Liquid salts as superior solvents
Salts are known for their hardness and high melting point. Table salt, for example, only melts at about 800 degrees Celsius. What is less known is the fact that certain salts are already liquid at room temperature. These strange and relatively new materials have several unusual properties that recommend them for use as solvents, electrolytes or for material applications. In the context of a project financed by the Austrian Science Fund FWF, the chemist Katharina Schröder from the Vienna University of Technology (TU Wien) has investigated the solubility properties of various liquid salts in combination with water and set up a research group on the subject.
Solvents that do not evaporate
Salts consist of ions. Ions are positively and negatively charged atoms or molecules that attract each other because of their different charges and are held together by this fact alone. Liquid salts are therefore also known as “ionic liquids”. “In the last 20 years, the level of interest in ionic liquids has grown rapidly, both in academic research and in industry”, says Katharina Schröder in the interview with scilog. “They are particularly interesting for sustainable chemistry, because they don't evaporate.” Accordingly, no pollutants are released into the atmosphere. In addition, salts are non-combustible, electrically conductive and they have a number of other advantages. This has attracted the attention of the chemical industry, where ionic liquids are already being used in a number of applications, including the removal of mercury from natural gas. “This process runs on an industrial scale in Malaysia and is licensed worldwide”, Schröder reports.
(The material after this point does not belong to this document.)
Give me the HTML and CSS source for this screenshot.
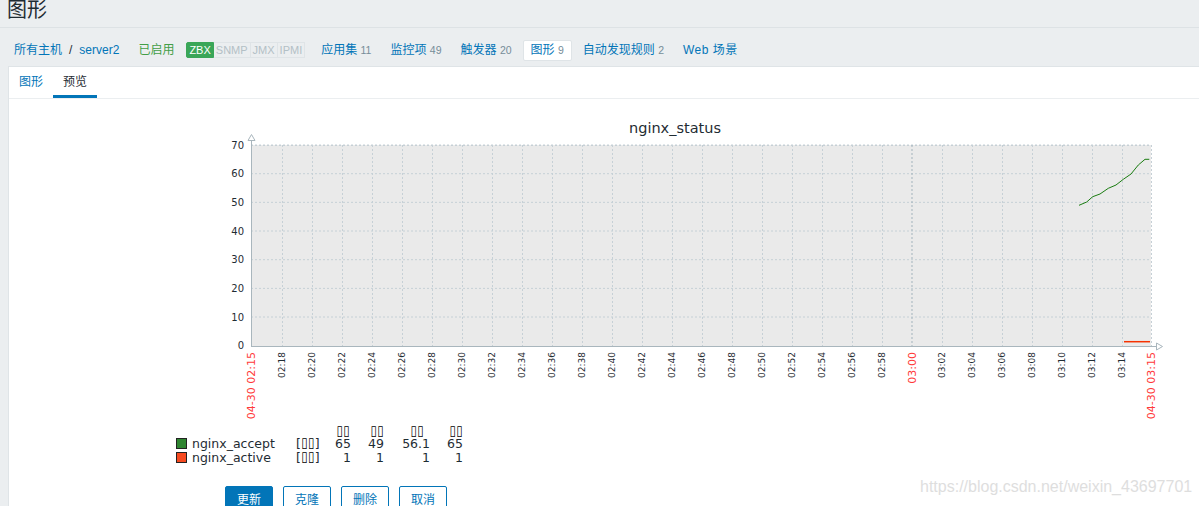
FILE: index.html
```html
<!DOCTYPE html>
<html lang="zh-CN">
<head>
  <meta charset="UTF-8">
  <title>图形</title>
  <link rel="stylesheet" href="styles.css">
</head>
<body>
  <div class="header">
    <h1>图形</h1>
  </div>

  <ul class="host-nav">
    <li class="nav-item breadcrumb"><a href="#">所有主机</a><span class="sep">/</span><a href="#">server2</a></li>
    <li class="nav-item status-on">已启用</li>
    <li class="nav-item badges">
      <span class="badge badge-on">ZBX</span><span class="badge">SNMP</span><span class="badge">JMX</span><span class="badge">IPMI</span>
    </li>
    <li class="nav-item"><a href="#">应用集</a> <sup>11</sup></li>
    <li class="nav-item"><a href="#">监控项</a> <sup>49</sup></li>
    <li class="nav-item"><a href="#">触发器</a> <sup>20</sup></li>
    <li class="nav-item selected"><a href="#">图形</a> <sup>9</sup></li>
    <li class="nav-item"><a href="#">自动发现规则</a> <sup>2</sup></li>
    <li class="nav-item"><a href="#" class="spaced">Web 场景</a></li>
  </ul>

  <div class="panel">
    <ul class="tabs">
      <li class="tab"><a href="#">图形</a></li>
      <li class="tab active">预览</li>
    </ul>

    <div class="graph-box">
      <svg class="graph" width="1010" height="364" viewBox="0 0 1010 364">
        <g transform="translate(-160,-108)">
          <text class="g-title" x="675" y="133" text-anchor="middle">nginx_status</text>

          <rect x="251" y="145" width="900" height="201" fill="#eaeaea"/>
          <g id="grid-v" stroke="#c6d0d6" stroke-dasharray="2,2"></g>
          <g id="grid-h" stroke="#c6d0d6" stroke-dasharray="2,2"></g>
          <line x1="912" y1="145" x2="912" y2="346" stroke="#a3b3bc" stroke-dasharray="2,2"/>
          <line x1="1151.5" y1="145" x2="1151.5" y2="346" stroke="#c6d0d6" stroke-dasharray="2,2"/>

          <polyline fill="none" stroke="#1a7c11" stroke-width="1"
            points="1079,205.3 1086.7,202 1092.7,196.7 1100,194 1108.3,188.3 1116,185 1123.3,179.3 1131,174 1138.3,165 1145,159.3 1149.3,159.3"/>
          <line x1="1124" y1="341.7" x2="1150" y2="341.7" stroke="#f63100" stroke-width="1.5"/>

          <line x1="251.5" y1="140" x2="251.5" y2="346.5" stroke="#a9b6bd"/>
          <line x1="251" y1="346.5" x2="1156" y2="346.5" stroke="#a9b6bd"/>
          <polygon points="248,140.5 255,140.5 251.5,134.5" fill="#fff" stroke="#a9b6bd"/>
          <polygon points="1156.5,343 1156.5,350 1162.5,346.5" fill="#fff" stroke="#a9b6bd"/>

          <g id="y-labels" class="g-ylabel"></g>
          <g id="x-labels"></g>

          <g class="g-legend">
            <rect x="176.5" y="438.5" width="10" height="10" fill="#2f8531" stroke="#222"/>
            <rect x="176.5" y="452.5" width="10" height="10" fill="#f64a20" stroke="#222"/>
            <text x="192" y="448">nginx_accept</text>
            <text x="192" y="462">nginx_active</text>
            <text x="296" y="448">[<tspan class="g-tofu">⌷⌷</tspan>]</text>
            <text x="296" y="462">[<tspan class="g-tofu">⌷⌷</tspan>]</text>
            <g text-anchor="end">
              <text class="g-tofu" x="350" y="435.5">⌷⌷</text>
              <text class="g-tofu" x="384" y="435.5">⌷⌷</text>
              <text class="g-tofu" x="424" y="435.5">⌷⌷</text>
              <text class="g-tofu" x="463" y="435.5">⌷⌷</text>
              <text x="351" y="448">65</text>
              <text x="384" y="448">49</text>
              <text x="430" y="448">56.1</text>
              <text x="463" y="448">65</text>
              <text x="351" y="462">1</text>
              <text x="384" y="462">1</text>
              <text x="430" y="462">1</text>
              <text x="463" y="462">1</text>
            </g>
          </g>
        </g>
      </svg>
    </div>

    <div class="form-buttons">
      <button class="btn btn-main">更新</button>
      <button class="btn">克隆</button>
      <button class="btn">删除</button>
      <button class="btn">取消</button>
    </div>
  </div>

  <div class="watermark">https://blog.csdn.net/weixin_43697701</div>

  <script src="graph.js"></script>
</body>
</html>
```

FILE: styles.css
```css
body {
  margin: 0;
  background-color: #ebeef0;
  font-family: "Liberation Sans", "Noto Sans CJK SC", sans-serif;
  font-size: 12px;
  color: #1f2c33;
  height: 506px;
  overflow: hidden;
  position: relative;
}

a {
  color: #0275b8;
  text-decoration: none;
}

.header {
  height: 27px;
  border-bottom: 1px solid #dde2e5;
}

.header h1 {
  margin: 0;
  padding-left: 7px;
  font-size: 20px;
  line-height: 21px;
  font-weight: normal;
  color: #1f2c33;
}

.host-nav {
  list-style: none;
  margin: 0;
  padding: 6px 0 0 6px;
  height: 32px;
  display: flex;
  align-items: center;
  gap: 3px;
}

.nav-item {
  padding: 0 7px;
  line-height: 19px;
  border: 1px solid transparent;
  border-radius: 2px;
}

.nav-item sup {
  vertical-align: baseline;
  font-size: 10.5px;
  color: #768d99;
}

.nav-item .spaced {
  letter-spacing: 0.5px;
}

.nav-item.selected {
  background-color: #fff;
  border-color: #dfe4e7;
}

.breadcrumb .sep {
  margin: 0 7px;
  color: #1f2c33;
}

.status-on {
  color: #429e47;
}

.badges {
  padding: 0;
  margin-right: 4px;
  display: flex;
}

.badge {
  font-size: 11px;
  line-height: 14px;
  padding: 0 2px;
  color: #b3c0c6;
  border: 1px solid #dfe4e7;
  border-left-width: 0;
}

.badge-on {
  color: #fff;
  background-color: #3aa658;
  border-color: #3aa658;
  border-left-width: 1px;
  border-radius: 2px 0 0 2px;
}

.panel {
  margin-left: 8px;
  background-color: #fff;
  border-top: 1px solid #dfe4e7;
  border-left: 1px solid #dfe4e7;
  height: 460px;
}

.tabs {
  list-style: none;
  margin: 0;
  padding: 0;
  height: 31px;
  display: flex;
  border-bottom: 1px solid #ebeef0;
}

.tab {
  padding: 0 10px;
  line-height: 31px;
  box-sizing: border-box;
  height: 31px;
}

.tab.active {
  color: #1f2c33;
  border-bottom: 3px solid #0275b8;
  line-height: 30px;
}

.graph-box {
  margin: 9px 0 0 151px;
  height: 364px;
}

.graph {
  display: block;
  font-family: "DejaVu Sans", sans-serif;
  fill: #1f2c33;
}

.g-title {
  font-size: 14.5px;
}

.g-ylabel {
  font-size: 10px;
}

.g-xlabel {
  font-size: 9px;
}

.g-xlabel-red {
  font-size: 11px;
  fill: #ff3a3a;
}

.g-legend {
  font-size: 12.5px;
}

.g-tofu {
  font-family: "DejaVu Sans Mono", monospace;
  font-size: 11.5px;
  fill: #000;
}

.form-buttons {
  margin: 14px 0 0 216px;
  display: flex;
  gap: 10px;
}

.btn {
  font-family: "Liberation Sans", "Noto Sans CJK SC", sans-serif;
  font-size: 12px;
  height: 24px;
  padding: 0 11px;
  background-color: #fff;
  color: #0275b8;
  border: 1px solid #0275b8;
  border-radius: 2px;
}

.btn-main {
  background-color: #0275b8;
  color: #fff;
}

.watermark {
  position: absolute;
  left: 920px;
  top: 478px;
  font-family: "Liberation Sans", Arial, sans-serif;
  font-size: 16px;
  color: #dedede;
}
```

FILE: graph.js
```javascript
// grid lines and axis labels for the nginx_status graph
var NS = "http://www.w3.org/2000/svg";

function el(name, attrs, text) {
  var node = document.createElementNS(NS, name);
  for (var k in attrs) node.setAttribute(k, attrs[k]);
  if (text) node.textContent = text;
  return node;
}

var gridV = document.getElementById("grid-v");
var gridH = document.getElementById("grid-h");
var yLabels = document.getElementById("y-labels");
var xLabels = document.getElementById("x-labels");

// horizontal lines: 0..70, step 10
for (var i = 0; i <= 7; i++) {
  var y = 345.7 - i * 28.67;
  if (i > 0) {
    gridH.appendChild(el("line", { x1: 251, y1: y, x2: 1151, y2: y }));
  }
  yLabels.appendChild(el("text", { x: 244, y: y + 3.6, "text-anchor": "end" }, String(i * 10)));
}

// vertical lines every 2 minutes, 02:18 .. 03:14
function rotLabel(x, text, cls) {
  var size = cls === "g-xlabel" ? 9 : 11;
  var t = el("text", {
    "class": cls,
    "text-anchor": "end",
    x: 0,
    y: size * 0.36,
    transform: "translate(" + x + ",352) rotate(-90)"
  }, text);
  xLabels.appendChild(t);
}

for (var k = 0; k <= 28; k++) {
  var x = 282 + k * 30;
  var minutes = 2 * 60 + 18 + k * 2;
  var hh = "0" + Math.floor(minutes / 60);
  var mm = minutes % 60;
  var label = hh + ":" + (mm < 10 ? "0" + mm : mm);
  if (k !== 21) {
    gridV.appendChild(el("line", { x1: x + 0.5, y1: 145, x2: x + 0.5, y2: 346 }));
    rotLabel(x, label, "g-xlabel");
  } else {
    rotLabel(x, label, "g-xlabel-red");
  }
}

gridH.appendChild(el("line", { x1: 251, y1: 145.5, x2: 1151, y2: 145.5 }));

rotLabel(251, "04-30 02:15", "g-xlabel-red");
rotLabel(1151.5, "04-30 03:15", "g-xlabel-red");
```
Ionic liquids mixed with water
One disadvantage of ionic liquids is their high price, at least in comparison to classical organic solvents such as acetone or methanol. Moreover, ionic liquids can be very viscous, not unlike honey, which also has a negative impact on processing them. This is why the question arose whether ionic liquids could in some way be mixed with other solvents. “Water is a good solvent for cost-related and environmental reasons, of course, but comes with the drawback that many substances cannot be dissolved in it”, Schröder notes. She wondered whether ionic liquids could be mixed with water in order to combine the advantages of both substances. In concrete terms, the scientist focused on so-called “surface-active” ionic liquids. In water, they show a behaviour similar to soap and form coherent structures, just like the “micelles” known from soap. “We investigated various applications using these compounds”, Katharina Schröder explains. “What we saw was that certain reactions happen much faster in mixtures of water and ionic liquids than in pure water or pure ionic liquids.” In this way, the amount of expensive liquid salts could partly be reduced by 99 percent.
Surface-active like soap
According to Schröder, the decisive factor was the surface activity. “It was not easy to investigate the structures that formed in the water, and we decided to cooperate”, says the researcher. A number of research institutions were involved, including the "Dynamics of Condensed Systems" group, the Institute for Computer-Aided Biological Chemistry at the University of Vienna, and the Vienna University of Natural Resources and Applied Life Sciences (BOKU). In addition, international collaborators from the universities of Regensburg, Ljubljana and Belfast contributed to the project. “Since the initial results in organic synthesis were very promising, we looked at various applications”, relates the chemist. One example is the extraction of an expensive substance that is important for the pharmaceutical industry, which is obtained from the waste of olive trees. “This was a co-operation with partners in Portugal, where large quantities of leaves from olive trees are a waste product of the agricultural industry. We investigated a new process for extracting the valuable ingredients using ionic liquids.” After its successful application to natural products, Schröder's group has shown that surface-active ionic liquids can also be successfully used in metal catalysis or water splitting.
Breakthrough for Schröder
The project, which ran for four years and was completed at the end of 2017, marked Katharina Schröder's breakthrough as a scientist. “I was able to appoint my first doctoral students and set up a research group. Projects like this can make or break a career”, emphasises Schröder, who had a temporary contract at the beginning of the project and has since acquired professorial status. In the meantime, the use of ionic liquids in various areas of application has become well established through numerous nationally and internationally funded projects carried out by her group. In a new FWF project, which builds on one result of the previous project, Katharina Schröder is now working on “chiral” ionic liquids, which, like the lactic acid molecules in yoghurt, can be right-turning or left-turning and could be used to break down substances into their dextrorotatory or laevorotatory components or to selectively produce either of them.
Personal details Katharina Schröder (née Bica) is a chemist and an Associate Professor at TU Wien. She is interested in sustainable chemistry with a special focus on new catalytic processes with alternative solvents, the recovery of valuable substances from biomass or industrial wastes and the recycling of carbon dioxide to value-added products.